TASK TO COMPLETE: Give the listing again exactly, omitting its images.

------------------------------------

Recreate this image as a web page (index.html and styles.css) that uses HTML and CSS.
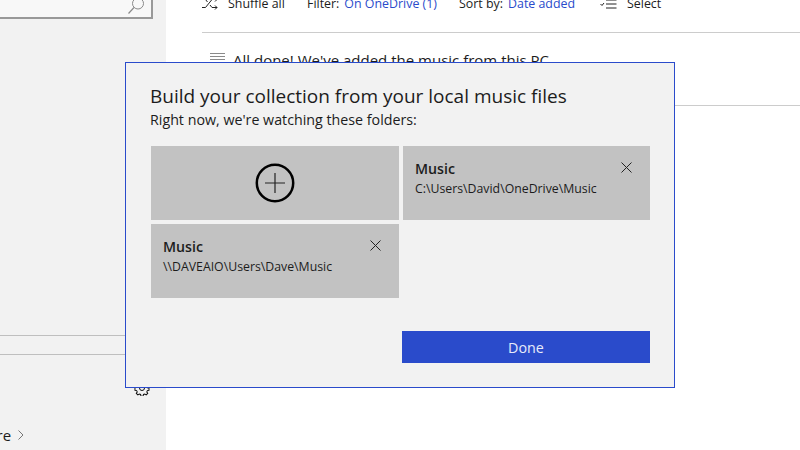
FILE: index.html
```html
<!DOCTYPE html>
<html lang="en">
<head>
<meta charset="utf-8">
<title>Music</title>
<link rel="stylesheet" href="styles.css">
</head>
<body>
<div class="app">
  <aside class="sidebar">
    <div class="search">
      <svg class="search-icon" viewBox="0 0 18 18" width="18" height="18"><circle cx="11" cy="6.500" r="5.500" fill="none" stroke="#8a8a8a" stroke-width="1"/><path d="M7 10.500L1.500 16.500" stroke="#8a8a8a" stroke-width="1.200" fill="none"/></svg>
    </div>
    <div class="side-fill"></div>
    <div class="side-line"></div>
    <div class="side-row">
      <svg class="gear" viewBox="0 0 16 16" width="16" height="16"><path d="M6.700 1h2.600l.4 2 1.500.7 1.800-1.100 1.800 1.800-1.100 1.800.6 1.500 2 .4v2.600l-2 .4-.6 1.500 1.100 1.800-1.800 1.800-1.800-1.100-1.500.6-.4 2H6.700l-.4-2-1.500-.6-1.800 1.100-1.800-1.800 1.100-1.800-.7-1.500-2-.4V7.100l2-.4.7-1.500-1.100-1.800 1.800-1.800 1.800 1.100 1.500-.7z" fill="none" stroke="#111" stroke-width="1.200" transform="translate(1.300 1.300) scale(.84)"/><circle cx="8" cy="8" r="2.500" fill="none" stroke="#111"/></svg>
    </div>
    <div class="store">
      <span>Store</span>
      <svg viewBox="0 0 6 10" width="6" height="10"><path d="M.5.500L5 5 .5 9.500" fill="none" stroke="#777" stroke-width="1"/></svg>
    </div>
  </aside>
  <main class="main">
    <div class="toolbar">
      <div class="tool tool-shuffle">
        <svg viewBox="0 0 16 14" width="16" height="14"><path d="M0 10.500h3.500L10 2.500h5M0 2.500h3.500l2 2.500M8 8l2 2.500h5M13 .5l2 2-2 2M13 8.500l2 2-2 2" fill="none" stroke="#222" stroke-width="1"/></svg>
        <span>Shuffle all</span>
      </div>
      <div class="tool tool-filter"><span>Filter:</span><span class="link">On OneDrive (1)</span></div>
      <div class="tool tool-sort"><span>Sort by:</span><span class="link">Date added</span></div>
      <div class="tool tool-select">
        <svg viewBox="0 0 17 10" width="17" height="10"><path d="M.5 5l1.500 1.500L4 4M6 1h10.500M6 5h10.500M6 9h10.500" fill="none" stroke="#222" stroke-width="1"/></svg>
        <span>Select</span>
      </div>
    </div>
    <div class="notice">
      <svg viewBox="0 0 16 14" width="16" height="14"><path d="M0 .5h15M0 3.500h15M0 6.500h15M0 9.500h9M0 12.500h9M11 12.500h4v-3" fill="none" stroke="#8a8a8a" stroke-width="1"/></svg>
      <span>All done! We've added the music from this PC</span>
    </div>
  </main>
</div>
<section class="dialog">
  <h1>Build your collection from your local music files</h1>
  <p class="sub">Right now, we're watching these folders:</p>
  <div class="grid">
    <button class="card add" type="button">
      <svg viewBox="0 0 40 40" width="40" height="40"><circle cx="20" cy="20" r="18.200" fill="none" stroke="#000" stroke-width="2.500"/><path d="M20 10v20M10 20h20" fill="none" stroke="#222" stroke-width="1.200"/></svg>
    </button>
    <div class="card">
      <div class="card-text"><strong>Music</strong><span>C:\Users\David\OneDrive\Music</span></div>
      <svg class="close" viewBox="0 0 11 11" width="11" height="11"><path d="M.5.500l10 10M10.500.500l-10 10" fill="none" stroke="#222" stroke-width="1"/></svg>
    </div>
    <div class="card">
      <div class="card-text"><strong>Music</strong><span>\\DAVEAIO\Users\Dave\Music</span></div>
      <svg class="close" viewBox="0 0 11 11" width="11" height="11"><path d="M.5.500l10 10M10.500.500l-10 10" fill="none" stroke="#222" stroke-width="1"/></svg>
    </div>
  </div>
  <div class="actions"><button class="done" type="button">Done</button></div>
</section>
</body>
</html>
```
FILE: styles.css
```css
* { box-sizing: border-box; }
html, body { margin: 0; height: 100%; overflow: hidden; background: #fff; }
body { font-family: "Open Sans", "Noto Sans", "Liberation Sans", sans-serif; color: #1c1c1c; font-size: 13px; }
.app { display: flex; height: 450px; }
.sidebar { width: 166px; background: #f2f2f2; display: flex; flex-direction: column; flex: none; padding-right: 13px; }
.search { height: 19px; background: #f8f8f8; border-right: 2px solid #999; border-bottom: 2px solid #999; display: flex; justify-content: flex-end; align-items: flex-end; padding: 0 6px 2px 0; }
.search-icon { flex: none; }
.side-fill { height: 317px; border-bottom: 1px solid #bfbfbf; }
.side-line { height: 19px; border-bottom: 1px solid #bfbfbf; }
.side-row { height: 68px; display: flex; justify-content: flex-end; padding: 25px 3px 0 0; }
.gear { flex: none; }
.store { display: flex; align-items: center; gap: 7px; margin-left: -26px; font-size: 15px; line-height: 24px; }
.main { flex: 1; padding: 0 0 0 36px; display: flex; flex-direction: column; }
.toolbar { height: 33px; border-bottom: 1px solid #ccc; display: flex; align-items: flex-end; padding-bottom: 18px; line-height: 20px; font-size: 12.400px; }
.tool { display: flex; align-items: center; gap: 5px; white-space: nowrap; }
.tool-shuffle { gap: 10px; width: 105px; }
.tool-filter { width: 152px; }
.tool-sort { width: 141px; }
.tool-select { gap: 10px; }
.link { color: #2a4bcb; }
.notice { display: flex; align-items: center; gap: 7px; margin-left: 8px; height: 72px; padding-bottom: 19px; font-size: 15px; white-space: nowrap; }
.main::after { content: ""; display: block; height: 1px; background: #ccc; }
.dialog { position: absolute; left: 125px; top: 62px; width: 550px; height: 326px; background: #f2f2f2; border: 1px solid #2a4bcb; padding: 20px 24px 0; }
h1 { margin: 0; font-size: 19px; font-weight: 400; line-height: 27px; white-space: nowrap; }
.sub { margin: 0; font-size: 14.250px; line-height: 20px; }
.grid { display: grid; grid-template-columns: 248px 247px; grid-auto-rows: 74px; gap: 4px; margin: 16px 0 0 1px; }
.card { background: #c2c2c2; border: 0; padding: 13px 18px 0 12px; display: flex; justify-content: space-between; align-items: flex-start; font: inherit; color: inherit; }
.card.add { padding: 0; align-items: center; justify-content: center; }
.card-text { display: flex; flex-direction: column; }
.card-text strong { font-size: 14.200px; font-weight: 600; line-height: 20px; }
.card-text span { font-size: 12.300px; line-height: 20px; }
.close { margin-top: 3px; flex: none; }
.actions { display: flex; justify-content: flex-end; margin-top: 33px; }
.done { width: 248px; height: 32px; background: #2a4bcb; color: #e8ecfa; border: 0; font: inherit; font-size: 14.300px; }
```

------------------------------------

EXERCISE ANSWER:
Recreate this image as a web page (index.html and styles.css) that uses HTML and CSS.
FILE: index.html
```html
<!DOCTYPE html>
<html lang="en">
<head>
<meta charset="utf-8">
<title>Music</title>
<link rel="stylesheet" href="styles.css">
</head>
<body>
<div class="app">
  <aside class="sidebar">
    <div class="search">
      <svg class="search-icon" viewBox="0 0 18 18" width="18" height="18"><circle cx="11" cy="6.500" r="5.500" fill="none" stroke="#8a8a8a" stroke-width="1"/><path d="M7 10.500L1.500 16.500" stroke="#8a8a8a" stroke-width="1.200" fill="none"/></svg>
    </div>
    <div class="side-fill"></div>
    <div class="side-line"></div>
    <div class="side-row">
      <svg class="gear" viewBox="0 0 16 16" width="16" height="16"><path d="M6.700 1h2.600l.4 2 1.500.7 1.800-1.100 1.800 1.800-1.100 1.800.6 1.500 2 .4v2.600l-2 .4-.6 1.500 1.100 1.800-1.800 1.800-1.800-1.100-1.500.6-.4 2H6.700l-.4-2-1.500-.6-1.800 1.100-1.800-1.800 1.100-1.800-.7-1.500-2-.4V7.100l2-.4.7-1.500-1.100-1.800 1.800-1.800 1.800 1.100 1.500-.7z" fill="none" stroke="#111" stroke-width="1.200" transform="translate(1.300 1.300) scale(.84)"/><circle cx="8" cy="8" r="2.500" fill="none" stroke="#111"/></svg>
    </div>
    <div class="store">
      <span>Store</span>
      <svg viewBox="0 0 6 10" width="6" height="10"><path d="M.5.500L5 5 .5 9.500" fill="none" stroke="#777" stroke-width="1"/></svg>
    </div>
  </aside>
  <main class="main">
    <div class="toolbar">
      <div class="tool tool-shuffle">
        <svg viewBox="0 0 16 14" width="16" height="14"><path d="M0 10.500h3.500L10 2.500h5M0 2.500h3.500l2 2.500M8 8l2 2.500h5M13 .5l2 2-2 2M13 8.500l2 2-2 2" fill="none" stroke="#222" stroke-width="1"/></svg>
        <span>Shuffle all</span>
      </div>
      <div class="tool tool-filter"><span>Filter:</span><span class="link">On OneDrive (1)</span></div>
      <div class="tool tool-sort"><span>Sort by:</span><span class="link">Date added</span></div>
      <div class="tool tool-select">
        <svg viewBox="0 0 17 10" width="17" height="10"><path d="M.5 5l1.500 1.500L4 4M6 1h10.500M6 5h10.500M6 9h10.500" fill="none" stroke="#222" stroke-width="1"/></svg>
        <span>Select</span>
      </div>
    </div>
    <div class="notice">
      <svg viewBox="0 0 16 14" width="16" height="14"><path d="M0 .5h15M0 3.500h15M0 6.500h15M0 9.500h9M0 12.500h9M11 12.500h4v-3" fill="none" stroke="#8a8a8a" stroke-width="1"/></svg>
      <span>All done! We've added the music from this PC</span>
    </div>
  </main>
</div>
<section class="dialog">
  <h1>Build your collection from your local music files</h1>
  <p class="sub">Right now, we're watching these folders:</p>
  <div class="grid">
    <button class="card add" type="button">
      <svg viewBox="0 0 40 40" width="40" height="40"><circle cx="20" cy="20" r="18.200" fill="none" stroke="#000" stroke-width="2.500"/><path d="M20 10v20M10 20h20" fill="none" stroke="#222" stroke-width="1.200"/></svg>
    </button>
    <div class="card">
      <div class="card-text"><strong>Music</strong><span>C:\Users\David\OneDrive\Music</span></div>
      <svg class="close" viewBox="0 0 11 11" width="11" height="11"><path d="M.5.500l10 10M10.500.500l-10 10" fill="none" stroke="#222" stroke-width="1"/></svg>
    </div>
    <div class="card">
      <div class="card-text"><strong>Music</strong><span>\\DAVEAIO\Users\Dave\Music</span></div>
      <svg class="close" viewBox="0 0 11 11" width="11" height="11"><path d="M.5.500l10 10M10.500.500l-10 10" fill="none" stroke="#222" stroke-width="1"/></svg>
    </div>
  </div>
  <div class="actions"><button class="done" type="button">Done</button></div>
</section>
</body>
</html>
```
FILE: styles.css
```css
* { box-sizing: border-box; }
html, body { margin: 0; height: 100%; overflow: hidden; background: #fff; }
body { font-family: "Open Sans", "Noto Sans", "Liberation Sans", sans-serif; color: #1c1c1c; font-size: 13px; }
.app { display: flex; height: 450px; }
.sidebar { width: 166px; background: #f2f2f2; display: flex; flex-direction: column; flex: none; padding-right: 13px; }
.search { height: 19px; background: #f8f8f8; border-right: 2px solid #999; border-bottom: 2px solid #999; display: flex; justify-content: flex-end; align-items: flex-end; padding: 0 6px 2px 0; }
.search-icon { flex: none; }
.side-fill { height: 317px; border-bottom: 1px solid #bfbfbf; }
.side-line { height: 19px; border-bottom: 1px solid #bfbfbf; }
.side-row { height: 68px; display: flex; justify-content: flex-end; padding: 25px 3px 0 0; }
.gear { flex: none; }
.store { display: flex; align-items: center; gap: 7px; margin-left: -26px; font-size: 15px; line-height: 24px; }
.main { flex: 1; padding: 0 0 0 36px; display: flex; flex-direction: column; }
.toolbar { height: 33px; border-bottom: 1px solid #ccc; display: flex; align-items: flex-end; padding-bottom: 18px; line-height: 20px; font-size: 12.400px; }
.tool { display: flex; align-items: center; gap: 5px; white-space: nowrap; }
.tool-shuffle { gap: 10px; width: 105px; }
.tool-filter { width: 152px; }
.tool-sort { width: 141px; }
.tool-select { gap: 10px; }
.link { color: #2a4bcb; }
.notice { display: flex; align-items: center; gap: 7px; margin-left: 8px; height: 72px; padding-bottom: 19px; font-size: 15px; white-space: nowrap; }
.main::after { content: ""; display: block; height: 1px; background: #ccc; }
.dialog { position: absolute; left: 125px; top: 62px; width: 550px; height: 326px; background: #f2f2f2; border: 1px solid #2a4bcb; padding: 20px 24px 0; }
h1 { margin: 0; font-size: 19px; font-weight: 400; line-height: 27px; white-space: nowrap; }
.sub { margin: 0; font-size: 14.250px; line-height: 20px; }
.grid { display: grid; grid-template-columns: 248px 247px; grid-auto-rows: 74px; gap: 4px; margin: 16px 0 0 1px; }
.card { background: #c2c2c2; border: 0; padding: 13px 18px 0 12px; display: flex; justify-content: space-between; align-items: flex-start; font: inherit; color: inherit; }
.card.add { padding: 0; align-items: center; justify-content: center; }
.card-text { display: flex; flex-direction: column; }
.card-text strong { font-size: 14.200px; font-weight: 600; line-height: 20px; }
.card-text span { font-size: 12.300px; line-height: 20px; }
.close { margin-top: 3px; flex: none; }
.actions { display: flex; justify-content: flex-end; margin-top: 33px; }
.done { width: 248px; height: 32px; background: #2a4bcb; color: #e8ecfa; border: 0; font: inherit; font-size: 14.300px; }
```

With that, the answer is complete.